EB reminded that at the last kernel summit nobody complained about the wish to add CR capabilities to the kernel. The issue was and remains related to technical choices.
General design[edit]
- Kernel-space vs user-space
OL: the issue of kernel-space vs. user-space is pivotal to design. kernel support is mandatory to provide completeness and transparency. Even the recent experience with "cryo" demonstrated that users-space requires the kernel to expose a very fine-grained API.
Everyone (except DaveHansen) agreed to aim at a monolithic interface, such that nearly all of the CR will be done in the kernel. The kernel will return (checkpoint) or receive (restart) a blob with the image of the state of the container.
- Kernel-module ?
OL: can we implement mostly in a kernel module and then move CR into the kernel later ?
EB: better to add CR functionality gradually directly to the kernel.
- Compatibility between kernels
DLu: there is an issue with compatibility between kernels - even same kernel compiled with different options and/or compiler, and also if the kernel ABI changes.
OL: suggest to use an intermediate representation for the checkpoint image to avoid the issue as much as possible; conversion, if needed, will take place with userland tools. No aim to bridge ABI changes in case of migration: instead, fail the restart.

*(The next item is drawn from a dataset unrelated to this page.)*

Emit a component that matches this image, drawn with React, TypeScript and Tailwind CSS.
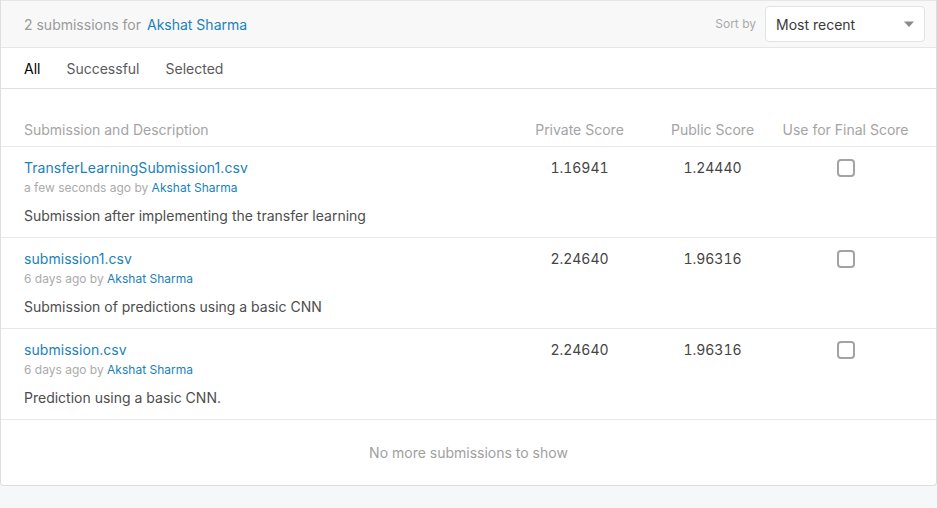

EB: format the blob such that userland tools it will be possible to parse it and easily detect a version/configuration mismatch.
- Streaming checkpoint image ?
DLu: using sequential file (non seek-able) like a socket for the checkpoint image is a challenge.
OL: with proper planning it is not complicated to achieve, and it has advantage of possible to pass through a filter, e.g. for compression, encryption, format conversion etc.
- Checkpoint operation
The procedure will entail five steps:
- Pre-dump
- Freeze the container
- Dump
- Thaw/Kill the container
- Post-dump
"pre-dump" works before freezing the container, e.g. the pre-copy for live migration and minimize application downtime.
"post-dump" works after the container resumes execution, e.g. in the case of a checkpoint (not migration) write-back the data to secondary storage, again to minimize application downtime.
OL: we should be able to checkpoint from inside the container, keep that in mind for later (also relates to the freezer).
- Restart operation
Restart is done by first creating a container, then creating the process tree in it, and then each process restores its own state. This allows to re-use existing kernel code (e.g., restoring a memory region is a simple matter of calling mmap() and populating it).
OL: suggest that the process tree be created in userspace.
DLu: prefer to do everything, including process creation, in the kernel, his experience shows that it isn't difficult.
- Error recovery
Should checkpoint fail, the container should continue execution without noticing it. If either checkpoint or restart fail, there should be a way to inform the caller/user of the reason (something more informative than -EBUSY).
Road plan[edit]
A this point we want to create a proof of concept and CR a simple application. We will add iteratively more and more kernel resources.
The first items to address:
- Create a container object (the context on which CR operates)
- Extend the container freezer cgroup ?)
- Interface via syscall or ioctl ?
First step - a simple application: a single process, not using any files, no signal pending, no IPC etc. Need to save state (registers, IDs), memory maps and contents (except for read-only portions, e.g. text). Assume that the file system state doesn't change between checkpoint and restart.
Next steps:
- process hierarchy and relationships (multiple tasks and zombies)
- multiple threads (and shared memory)
- open files: regular file, fifo, pipe, socket-pair
- signals, timers
- TBD
Documentation[edit]
DH: proof of concept requires explicit documentation of what can be checkpointed and what cannot be checkpointed, as well as what will be the error returned in response to a failure.